Wednesday, February 14, 2007

We are betraying our children

The UK is bottom of a league table for child well-being across 21 industrial countries, a report by Unicef says today.

This comes as no surprise. Children are ignored, their views unlistened to, their needs unmet.

Instead children are subjected to a barrage of conflicting pressures from educational to commercial, while their parents ae encouraged to extend their teenage behaviour into middle age.

Their conceptions about their bodies are attacked by deskbound and sedentary activities on the one hand and commercially driven fashionistic images on the other.

At the same time they are given few opportunities to experience the joy of being in their bodies - through activities, physical work, play, sport - and affection.

Significantly, over half of UK children report that they can't trust their peers. This is scandalous - the worst of all the statistics. They are divided amongst themselves by the competitive nature of these pressures upon them, whether this is to be smart, dumb, aggressive or cool.

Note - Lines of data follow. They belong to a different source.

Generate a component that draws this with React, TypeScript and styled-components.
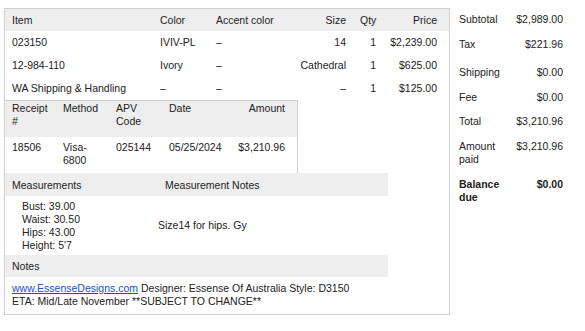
import React from 'react';
import styled, { createGlobalStyle } from 'styled-components';

const GlobalStyle = createGlobalStyle`
  body {
    margin: 0;
    background: #fff;
    font-family: "Liberation Sans", Arial, sans-serif;
    font-size: 10.5px;
    color: #222;
  }
`;

// Page: order box on the left, totals on the right
const Page = styled.div`
  display: flex;
  align-items: flex-start;
  padding: 8px 0 0 4px;
`;

const OrderBox = styled.div`
  width: 446px;
  height: 307px;
  box-sizing: border-box;
  border: 1px solid #cfcfcf;
  display: flex;
  flex-direction: column;
`;

const Table = styled.table`
  width: 100%;
  border-collapse: collapse;
  table-layout: fixed;
  font-size: 10.5px;
  line-height: 13px;
`;

const HeadCell = styled.th<{ $right?: boolean; $pad?: number }>`
  background: #eeeeee;
  font-weight: normal;
  text-align: ${({ $right }) => ($right ? 'right' : 'left')};
  vertical-align: top;
  padding: 4px ${({ $pad }) => $pad ?? 7}px 4px 7px;
`;

const Cell = styled.td<{ $right?: boolean; $pad?: number }>`
  text-align: ${({ $right }) => ($right ? 'right' : 'left')};
  vertical-align: top;
  padding: 4px ${({ $pad }) => $pad ?? 7}px 4px 7px;
`;

// Line-item rows
const ItemHead = styled(HeadCell)`
  height: 22px;
  box-sizing: border-box;
  vertical-align: middle;
  padding-top: 0;
  padding-bottom: 0;
`;

const ItemCell = styled(Cell)`
  height: 23px;
  box-sizing: border-box;
  vertical-align: middle;
  padding-top: 0;
  padding-bottom: 0;
`;

const ReceiptBox = styled.div`
  width: 292px;
  border-top: 1px solid #cfcfcf;
  border-right: 1px solid #cfcfcf;
`;

const ReceiptHead = styled(HeadCell)`
  height: 36px;
  box-sizing: border-box;
  padding-top: 1px;
  padding-bottom: 0;
`;

const ReceiptCell = styled(Cell)`
  height: 36px;
  box-sizing: border-box;
  padding-top: 4px;
  padding-bottom: 0;
`;

const Section = styled.div`
  width: 383px;
`;

const SectionHead = styled.div<{ $height?: number }>`
  background: #eeeeee;
  height: ${({ $height }) => $height ?? 23}px;
  display: flex;
  align-items: center;
  padding-left: 7px;
`;

const HeadLabel = styled.span<{ $width?: number }>`
  width: ${({ $width }) => ($width ? `${$width}px` : 'auto')};
`;

const MeasureBody = styled.div`
  display: flex;
  align-items: center;
  height: 59px;
  line-height: 13px;
`;

const MeasureList = styled.div`
  width: 136px;
  padding-left: 17px;
  padding-top: 1px;
`;

const NotesBody = styled.div`
  padding: 5px 7px 0;
  line-height: 13px;
`;

const Link = styled.a`
  color: #1a4fd6;
  text-decoration: underline;
`;

// Right-hand totals column
const Totals = styled.div`
  padding: 5px 0 0 9px;
  width: 104px;
`;

const TotalRow = styled.div<{ $extra?: number; $bold?: boolean }>`
  display: flex;
  align-items: flex-start;
  line-height: 13px;
  margin-bottom: ${({ $extra }) => 12 + ($extra || 0)}px;
  font-weight: ${({ $bold }) => ($bold ? 'bold' : 'normal')};
`;

const TotalLabel = styled.span`
  width: 52px;
`;

const TotalValue = styled.span`
  flex: 1;
  text-align: right;
  white-space: nowrap;
`;

const items = [
  { item: '023150', color: 'IVIV-PL', accent: '–', size: '14', qty: '1', price: '$2,239.00' },
  { item: '12-984-110', color: 'Ivory', accent: '–', size: 'Cathedral', qty: '1', price: '$625.00' },
  { item: 'WA Shipping & Handling', color: '–', accent: '–', size: '–', qty: '1', price: '$125.00' },
];

const totals = [
  { label: 'Subtotal', value: '$2,989.00' },
  { label: 'Tax', value: '$221.96', extra: 3 },
  { label: 'Shipping', value: '$0.00' },
  { label: 'Fee', value: '$0.00', extra: -1 },
  { label: 'Total', value: '$3,210.96' },
  { label: 'Amount paid', value: '$3,210.96' },
  { label: 'Balance due', value: '$0.00', bold: true },
];

export default function App() {
  return (
    <>
      <GlobalStyle />
      <Page>
        <OrderBox>
          <Table>
            <colgroup>
              <col style={{ width: 148 }} />
              <col style={{ width: 56 }} />
              <col style={{ width: 84 }} />
              <col style={{ width: 60 }} />
              <col style={{ width: 30 }} />
              <col style={{ width: 66 }} />
            </colgroup>
            <thead>
              <tr>
                <ItemHead>Item</ItemHead>
                <ItemHead>Color</ItemHead>
                <ItemHead>Accent color</ItemHead>
                <ItemHead $right>Size</ItemHead>
                <ItemHead $right>Qty</ItemHead>
                <ItemHead $right $pad={12}>Price</ItemHead>
              </tr>
            </thead>
            <tbody>
              {items.map(r => (
                <tr key={r.item}>
                  <ItemCell>{r.item}</ItemCell>
                  <ItemCell>{r.color}</ItemCell>
                  <ItemCell>{r.accent}</ItemCell>
                  <ItemCell $right>{r.size}</ItemCell>
                  <ItemCell $right>{r.qty}</ItemCell>
                  <ItemCell $right $pad={12}>{r.price}</ItemCell>
                </tr>
              ))}
            </tbody>
          </Table>

          <ReceiptBox>
            <Table>
              <colgroup>
                <col style={{ width: 51 }} />
                <col style={{ width: 53 }} />
                <col style={{ width: 53 }} />
                <col style={{ width: 67 }} />
                <col style={{ width: 68 }} />
              </colgroup>
              <thead>
                <tr>
                  <ReceiptHead>Receipt #</ReceiptHead>
                  <ReceiptHead>Method</ReceiptHead>
                  <ReceiptHead>APV Code</ReceiptHead>
                  <ReceiptHead>Date</ReceiptHead>
                  <ReceiptHead $right $pad={12}>Amount</ReceiptHead>
                </tr>
              </thead>
              <tbody>
                <tr>
                  <ReceiptCell>18506</ReceiptCell>
                  <ReceiptCell>Visa-6800</ReceiptCell>
                  <ReceiptCell>025144</ReceiptCell>
                  <ReceiptCell>05/25/2024</ReceiptCell>
                  <ReceiptCell $right $pad={12}>$3,210.96</ReceiptCell>
                </tr>
              </tbody>
            </Table>
          </ReceiptBox>

          <Section>
            <SectionHead>
              <HeadLabel $width={153}>Measurements</HeadLabel>
              <HeadLabel>Measurement Notes</HeadLabel>
            </SectionHead>
            <MeasureBody>
              <MeasureList>
                <div>Bust: 39.00</div>
                <div>Waist: 30.50</div>
                <div>Hips: 43.00</div>
                <div>Height: 5'7</div>
              </MeasureList>
              <span>Size14 for hips. Gy</span>
            </MeasureBody>
            <SectionHead $height={22}>
              <HeadLabel>Notes</HeadLabel>
            </SectionHead>
          </Section>
          <NotesBody>
            <Link href="#">www.EssenseDesigns.com</Link> Designer: Essense Of Australia Style: D3150
            <br />
            ETA: Mid/Late November **SUBJECT TO CHANGE**
          </NotesBody>
        </OrderBox>

        <Totals>
          {totals.map(t => (
            <TotalRow key={t.label} $extra={t.extra} $bold={t.bold}>
              <TotalLabel>{t.label}</TotalLabel>
              <TotalValue>{t.value}</TotalValue>
            </TotalRow>
          ))}
        </Totals>
      </Page>
    </>
  );
}
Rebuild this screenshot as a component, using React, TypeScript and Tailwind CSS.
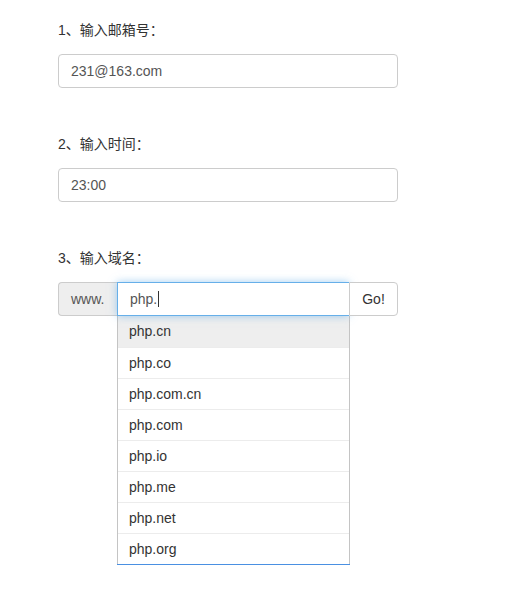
import React from "react";

const items = ["php.cn", "php.co", "php.com.cn", "php.com", "php.io", "php.me", "php.net", "php.org"];

export default function App() {
  return (
    <div
      className="min-h-[604px] w-[526px] bg-white pl-[58px] text-[14px] text-[#333]"
      style={{ fontFamily: '"Liberation Sans", Arial, "Noto Sans CJK SC", sans-serif' }}
    >
      <div className="w-[340px]">
        <div className="pt-[20px]">
          <div className="h-[20px] leading-[20px]">1、输入邮箱号：</div>
          <div className="mt-[14px] flex h-[34px] items-center rounded-[4px] border border-[#ccc] px-[12px] text-[#555]">
            231@163.com
          </div>
        </div>
        <div className="pt-[46px]">
          <div className="h-[20px] leading-[20px]">2、输入时间：</div>
          <div className="mt-[14px] flex h-[34px] items-center rounded-[4px] border border-[#ccc] px-[12px] text-[#555]">
            23:00
          </div>
        </div>
        <div className="pt-[46px]">
          <div className="h-[20px] leading-[20px]">3、输入域名：</div>
          <div className="relative mt-[14px] flex h-[34px]">
            <div className="flex w-[59px] shrink-0 items-center rounded-l-[4px] border border-r-0 border-[#ccc] bg-[#eee] pl-[12px] text-[#555]">
              www.
            </div>
            <div className="relative flex flex-1 items-center border border-r-0 border-[#66afe9] pl-[12px] text-[#555] shadow-[0_0_8px_rgba(102,175,233,0.6)]">
              <span>php.</span>
              <span className="ml-[1px] inline-block h-[16px] w-[1px] bg-[#333]" />
            </div>
            <div className="relative flex w-[49px] shrink-0 items-center justify-center rounded-r-[4px] border border-[#ccc] bg-white text-[#333]">
              Go!
            </div>
          </div>
          <div className="ml-[59px] w-[233px] bg-white">
            <div className="border-x border-[#c4c4c4]">
              {items.map((it, i) => (
                <div
                  key={it}
                  className={
                    "flex h-[31px] items-center pl-[11px] text-[#333] " +
                    (i === 0 ? "bg-[#eee]" : "border-t border-[#ececec]")
                  }
                >
                  {it}
                </div>
              ))}
            </div>
            <div className="h-[1px] bg-[#4a90e2]" />
          </div>
        </div>
      </div>
    </div>
  );
}
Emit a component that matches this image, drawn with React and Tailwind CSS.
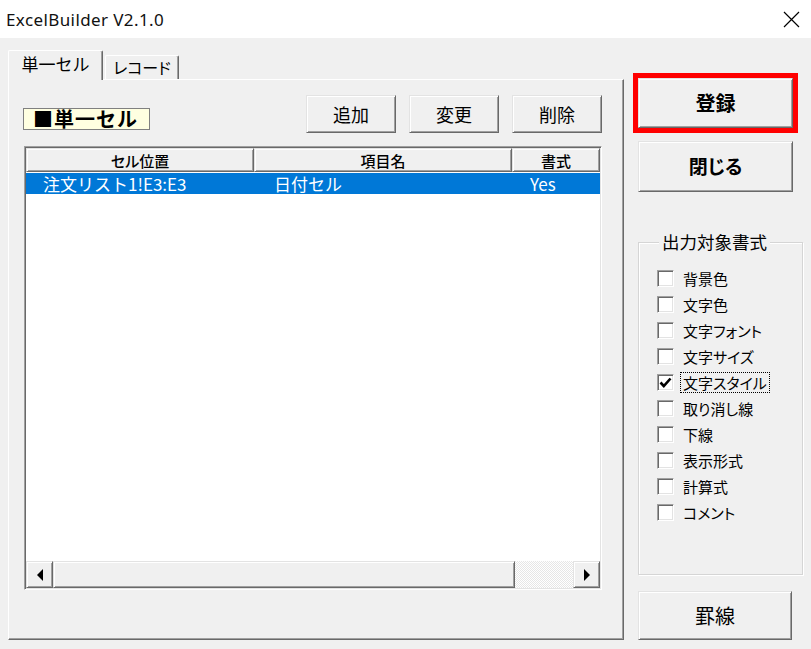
import React from "react";

function Btn({ className = "", children }) {
  return (
    <div
      className={`flex items-center justify-center bg-[#f0f0f0] border border-[#e3e3e3] border-r-[#696969] border-b-[#696969] shadow-[inset_1px_1px_0_#fff,inset_-1px_-1px_0_#a0a0a0] ${className}`}
    >
      {children}
    </div>
  );
}

function Check({ checked }) {
  return (
    <div className="w-[17px] h-[17px] shrink-0 bg-white border border-[#a0a0a0] border-r-white border-b-white shadow-[inset_1px_1px_0_#696969,inset_-1px_-1px_0_#e3e3e3] flex items-center justify-center">
      {checked && (
        <svg width="13" height="13" viewBox="0 0 13 13">
          <path d="M1.5 6.5 L4.8 10 L11.5 2.5" fill="none" stroke="#000" strokeWidth="2.6" />
        </svg>
      )}
    </div>
  );
}

export default function App() {
  const items = [
    ["背景色", false],
    ["文字色", false],
    ["文字フォント", false],
    ["文字サイズ", false],
    ["文字スタイル", true],
    ["取り消し線", false],
    ["下線", false],
    ["表示形式", false],
    ["計算式", false],
    ["コメント", false],
  ];
  return (
    <div className="w-[811px] h-[649px] bg-[#f0f0f0] font-['Noto_Sans_CJK_JP',sans-serif] text-black overflow-hidden">
      <div className="h-[38px] bg-white flex items-center justify-between pl-[6px] pr-[11px]">
        <span className="font-['Noto_Sans',sans-serif] text-[17px] leading-none text-[#111] tracking-[0.4px]">ExcelBuilder V2.1.0</span>
        <svg width="17" height="17" viewBox="0 0 17 17">
          <path d="M1 1 L16 16 M16 1 L1 16" stroke="#000" strokeWidth="1.2" />
        </svg>
      </div>
      <div className="flex h-[611px]">
        <div className="pl-[8px] pt-[12px]">
          <div className="flex items-end h-[30px] -mb-[1px] relative z-10">
            <div className="w-[95px] h-[30px] bg-[#f0f0f0] border-l border-t border-r border-l-white border-t-white border-r-[#696969] rounded-t-[2px] shadow-[inset_-1px_0_0_#a0a0a0] flex justify-center pt-[2px] text-[17px] leading-[22px]">
              単一セル
            </div>
            <div className="ml-[2px] mb-[1px] w-[74px] h-[24px] bg-[#f0f0f0] border-l border-t border-r border-l-white border-t-white border-r-[#696969] rounded-t-[2px] shadow-[inset_-1px_0_0_#a0a0a0] flex justify-center pt-[1px] text-[16px] leading-[20px] [font-feature-settings:'palt']">
              レコード
            </div>
          </div>
          <div className="w-[616px] h-[561px] bg-[#f0f0f0] border border-white border-r-[#696969] border-b-[#696969] shadow-[inset_-1px_-1px_0_#a0a0a0] pl-[14px] pr-[20px] pt-[15px]">
            <div className="flex items-start">
              <div className="mt-[13px] w-[127px] h-[22px] bg-[#ffffe1] border border-[#808080] flex items-center pl-[9px] text-[20px] font-bold leading-none tracking-[1px]">
                ■単一セル
              </div>
              <div className="ml-auto mr-[1px] flex gap-[13px]">
                <Btn className="w-[90px] h-[38px] text-[18px]">追加</Btn>
                <Btn className="w-[90px] h-[38px] text-[18px]">変更</Btn>
                <Btn className="w-[90px] h-[38px] text-[18px]">削除</Btn>
              </div>
            </div>
            <div className="mt-[13px] ml-[1px] w-[578px] h-[444px] bg-white border border-[#a0a0a0] border-r-white border-b-white shadow-[inset_1px_1px_0_#696969,inset_-1px_-1px_0_#e3e3e3] p-[1px] flex flex-col">
              <div className="flex h-[24px] text-[15px] leading-none font-medium [font-feature-settings:'palt']">
                <Btn className="w-[228px] h-full">セル位置</Btn>
                <Btn className="w-[258px] h-full">項目名</Btn>
                <Btn className="w-[88px] h-full">書式</Btn>
              </div>
              <div className="mt-[1px] h-[21px] bg-[#0078d7] text-white flex items-center text-[17px] leading-none">
                <div className="w-[228px] pl-[17px]">注文リスト1!E3:E3</div>
                <div className="w-[258px] pl-[20px]">日付セル</div>
                <div className="flex-1 pl-[18px]">Yes</div>
              </div>
              <div className="flex-1 bg-white" />
              <div className="h-[27px] flex bg-[#f0f0f0]">
                <Btn className="w-[27px] h-full">
                  <svg width="8" height="12" viewBox="0 0 8 12">
                    <path d="M7 0 L1 6 L7 12 Z" fill="#000" />
                  </svg>
                </Btn>
                <Btn className="w-[462px] h-full" />
                <div className="flex-1 h-full bg-[repeating-conic-gradient(#ffffff_0_25%,#e6e6e6_0_50%)] bg-[length:2px_2px]" />
                <Btn className="w-[27px] h-full">
                  <svg width="8" height="12" viewBox="0 0 8 12">
                    <path d="M1 0 L7 6 L1 12 Z" fill="#000" />
                  </svg>
                </Btn>
              </div>
            </div>
          </div>
        </div>
        <div className="ml-[9px] flex flex-col pt-[35px]">
          <div className="w-[165px] h-[60px] border-[5px] border-[#ff0000]">
            <Btn className="w-full h-full text-[20px] font-bold">登録</Btn>
          </div>
          <Btn className="ml-[5px] mt-[8px] w-[155px] h-[51px] text-[19px] font-bold [font-feature-settings:'palt']">閉じる</Btn>
          <div className="relative ml-[5px] mt-[50px] w-[165px] h-[333px] border border-[#d5d5d5] shadow-[inset_1px_1px_0_#fff,1px_1px_0_#fff] pt-[27px] pl-[18px]">
            <span className="absolute left-[20px] -top-[11px] bg-[#f0f0f0] px-[3px] text-[17.5px] leading-[20px]">
              出力対象書式
            </span>
            <div className="flex flex-col gap-[9px] [font-feature-settings:'palt']">
              {items.map(([label, checked]) => (
                <div key={label} className="h-[17px] flex items-center">
                  <Check checked={checked} />
                  <span
                    className={`ml-[6px] h-[21px] px-[2px] flex items-center text-[15px] leading-none border border-dotted ${
                      checked ? "border-black" : "border-transparent"
                    }`}
                  >
                    {label}
                  </span>
                </div>
              ))}
            </div>
          </div>
          <Btn className="ml-[5px] mt-[16px] w-[154px] h-[49px] text-[20px]">罫線</Btn>
        </div>
      </div>
    </div>
  );
}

Do we ask children what they want and need and respond properly? Not nearly enough. Instead, we live in a society where the disparity in income between the poorest and richest creates envy, personal unhappiness, stress, and crime. The countries where the wealth gap is smallest have the best overall sense of wellbeing.

In short, our priorities are topsy turvy and we are betraying our children - despite all the New Labour 'interventions' and misguided 'nanny state'.

This is why I'm glad I moved out of London to this part of Wales to bring up the kids, and that they have been members of the Woodcraft Folk (misleading name, great ethos) all their lives.

It's a theme at the core of most of the books I plan to write for kids in the future because I feel so strongly about it.